** Start **
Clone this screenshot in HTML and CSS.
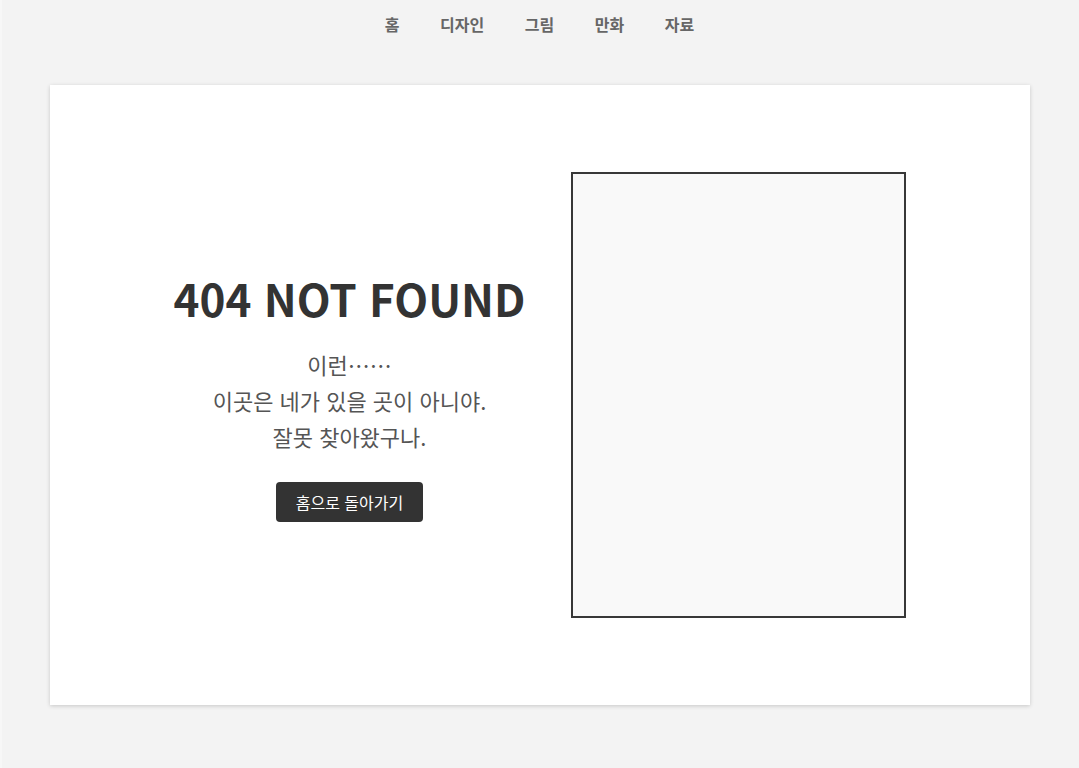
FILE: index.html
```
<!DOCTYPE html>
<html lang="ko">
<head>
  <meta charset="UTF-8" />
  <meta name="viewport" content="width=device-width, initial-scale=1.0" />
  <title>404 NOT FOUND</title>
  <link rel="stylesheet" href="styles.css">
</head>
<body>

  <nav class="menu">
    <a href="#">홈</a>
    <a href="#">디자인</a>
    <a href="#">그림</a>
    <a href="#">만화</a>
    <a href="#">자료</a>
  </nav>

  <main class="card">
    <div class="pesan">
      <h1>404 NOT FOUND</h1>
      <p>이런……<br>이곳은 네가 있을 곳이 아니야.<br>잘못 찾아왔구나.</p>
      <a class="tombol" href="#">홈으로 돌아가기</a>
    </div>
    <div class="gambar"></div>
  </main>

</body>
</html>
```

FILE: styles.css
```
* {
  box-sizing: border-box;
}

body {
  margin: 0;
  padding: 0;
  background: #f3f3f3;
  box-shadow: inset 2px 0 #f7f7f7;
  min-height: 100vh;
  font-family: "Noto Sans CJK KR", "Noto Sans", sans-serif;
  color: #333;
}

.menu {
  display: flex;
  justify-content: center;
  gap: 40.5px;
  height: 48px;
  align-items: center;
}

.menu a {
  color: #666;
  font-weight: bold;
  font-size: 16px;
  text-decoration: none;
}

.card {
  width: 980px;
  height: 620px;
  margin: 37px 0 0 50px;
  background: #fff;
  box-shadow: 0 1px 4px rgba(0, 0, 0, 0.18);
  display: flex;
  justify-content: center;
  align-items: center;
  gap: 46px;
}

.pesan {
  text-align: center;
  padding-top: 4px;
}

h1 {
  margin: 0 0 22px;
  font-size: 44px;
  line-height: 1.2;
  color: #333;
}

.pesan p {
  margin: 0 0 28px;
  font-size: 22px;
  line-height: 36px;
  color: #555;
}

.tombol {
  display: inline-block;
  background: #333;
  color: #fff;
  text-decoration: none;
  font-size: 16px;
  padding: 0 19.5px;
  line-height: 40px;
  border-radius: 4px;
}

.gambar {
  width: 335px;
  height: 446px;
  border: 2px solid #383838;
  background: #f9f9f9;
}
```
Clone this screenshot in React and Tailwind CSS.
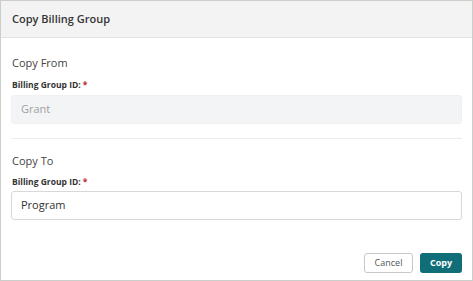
** End **
TASK INSTRUCTIONS: Without the pictures, write out the whole listing above exactly as it appears.

COMPLETE ANSWER:
Clone this screenshot in HTML and CSS.
FILE: index.html
```
<!DOCTYPE html>
<html lang="ko">
<head>
  <meta charset="UTF-8" />
  <meta name="viewport" content="width=device-width, initial-scale=1.0" />
  <title>404 NOT FOUND</title>
  <link rel="stylesheet" href="styles.css">
</head>
<body>

  <nav class="menu">
    <a href="#">홈</a>
    <a href="#">디자인</a>
    <a href="#">그림</a>
    <a href="#">만화</a>
    <a href="#">자료</a>
  </nav>

  <main class="card">
    <div class="pesan">
      <h1>404 NOT FOUND</h1>
      <p>이런……<br>이곳은 네가 있을 곳이 아니야.<br>잘못 찾아왔구나.</p>
      <a class="tombol" href="#">홈으로 돌아가기</a>
    </div>
    <div class="gambar"></div>
  </main>

</body>
</html>
```

FILE: styles.css
```
* {
  box-sizing: border-box;
}

body {
  margin: 0;
  padding: 0;
  background: #f3f3f3;
  box-shadow: inset 2px 0 #f7f7f7;
  min-height: 100vh;
  font-family: "Noto Sans CJK KR", "Noto Sans", sans-serif;
  color: #333;
}

.menu {
  display: flex;
  justify-content: center;
  gap: 40.5px;
  height: 48px;
  align-items: center;
}

.menu a {
  color: #666;
  font-weight: bold;
  font-size: 16px;
  text-decoration: none;
}

.card {
  width: 980px;
  height: 620px;
  margin: 37px 0 0 50px;
  background: #fff;
  box-shadow: 0 1px 4px rgba(0, 0, 0, 0.18);
  display: flex;
  justify-content: center;
  align-items: center;
  gap: 46px;
}

.pesan {
  text-align: center;
  padding-top: 4px;
}

h1 {
  margin: 0 0 22px;
  font-size: 44px;
  line-height: 1.2;
  color: #333;
}

.pesan p {
  margin: 0 0 28px;
  font-size: 22px;
  line-height: 36px;
  color: #555;
}

.tombol {
  display: inline-block;
  background: #333;
  color: #fff;
  text-decoration: none;
  font-size: 16px;
  padding: 0 19.5px;
  line-height: 40px;
  border-radius: 4px;
}

.gambar {
  width: 335px;
  height: 446px;
  border: 2px solid #383838;
  background: #f9f9f9;
}
```
Clone this screenshot in React and Tailwind CSS.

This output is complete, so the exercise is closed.